En effet, dans un message partagé sur les réseaux sociaux, la Première ministre, Heather Stefanson a remercié ses collègues. Elle a aussi ajouté : « Chaque organisation a besoin de se revigorer avec de nouvelles personnes et de nouvelles idées. Je suis fière d’accueillir un certain nombre de nouveaux Manitobains dynamiques au sein de notre équipe PC. »

Félix Mathieu reprend : « Il ne faut pas se leurrer. Ces annonces demeurent un évènement difficile pour la Première ministre et le parti. Elles témoignent qu’une partie de son entourage ne pense pas que le parti va pouvoir se maintenir au pouvoir. Ces députés ne veulent pas retourner sur les banquettes de l’Opposition ou, pour d’autres, y arriver pour la première fois. »

Sur ces 11 députés, dix étaient élus dans des circonscriptions au rural, des circonscriptions généralement acquises au PPC. Pour Félix Mathieu, le PPC devrait travailler à les conserver. « Ces sièges sont typiquement acquis aux Progressistes-Conservateurs. Si le parti joue bien ses cartes, il devrait parvenir à trouver des candidat.e.s dont les noms résonnent auprès des électeurs au rural, et donc il devrait être capable de se maintenir.

| Chercher des candidats

« En ajoutant cette dimension à l’analyse politique, on voit bien que pour les députés qui ne se représentent pas dans cette circonscription, la question n’était pas de savoir si eux allaient être réélus, mais si le parti allait avoir un gouvernement majoritaire.
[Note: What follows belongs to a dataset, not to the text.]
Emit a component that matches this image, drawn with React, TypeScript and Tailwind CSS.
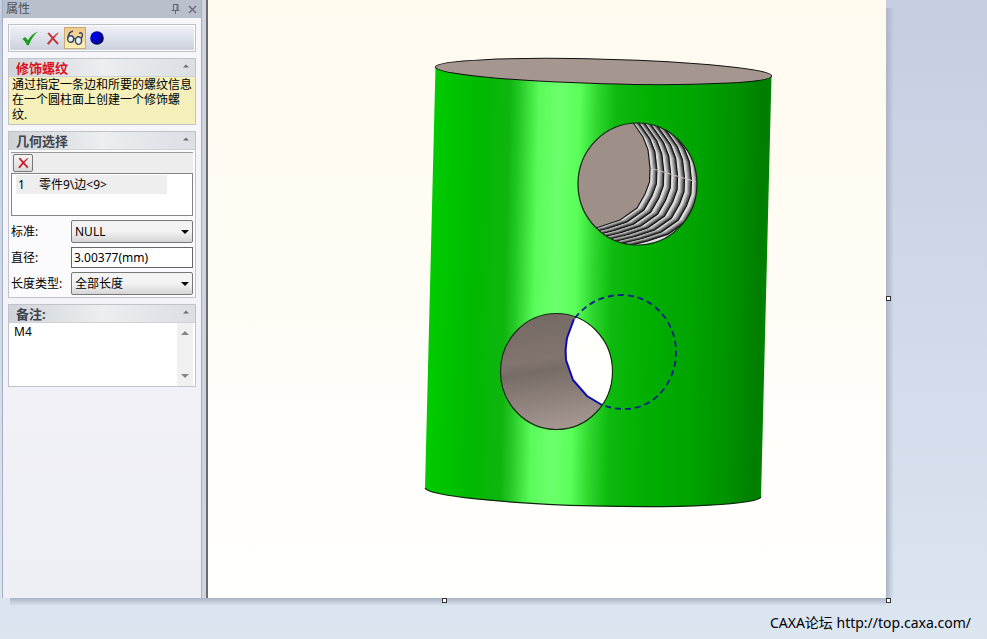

« Sachant ceci, il sera peut-être difficile d’aller chercher des candidat.e.s pour se lancer en politique, parce que tout pointe dans la direction que le PPC sera assis sur le banc de l’Opposition pendant au moins un mandat. »

En décembre 2022, Probe Research a publié un sondage pour indiquer la tendance actuelle si les Manitobains étaient appelés à voter. Sur les 1 000 personnes interrogées, 46 % d’entre eux voteraient pour le NPD et seulement 35 % pour le PPC.

| Des élections en avance?

Des tendances qui indiquent qu’il y a peu de chances que la Première ministre, Heather Stefanson, déclenche les élections en avance. « Les sondages ne sont pas favorables à Heather Stefanson, ni au PPC. Dans les circonscriptions urbaines, le parti est à la traîne. Tout comme dans les intentions de vote féminines. Heather Stefanson va tenter de rester au pouvoir le plus longtemps qu’elle le peut.

« Le NPD aurait avantage à ne pas faire trop de vagues. S’il part à faire davantage de sorties médiatiques, il y a des chances que le passé de Wab Kinew revienne le hanter. Je crois que le NPD a intérêt à faire ses affaires comme d’habitude. »

(1) Reg Helwer (Brandon West), Eileen Clarke (Agassiz), Cliff Cullen (Spruce Woods), Myrna Diedger (Roblin), Ralph Eichler (Lakeside), Alan Lagimodière (Selkirk), Blaine Pedersen (Midland), Dennis Smook (La Verendrye), Ian Wishart (Portage La Prairie), Cathy Cox (Kildonan-River East) et Scott Fielding (Kirkfield Park), qui avait démissionné en juin 2022. Des élections partielles avaient été organisées et Kevin Klein avait remporté cette circonscription en décembre 2022.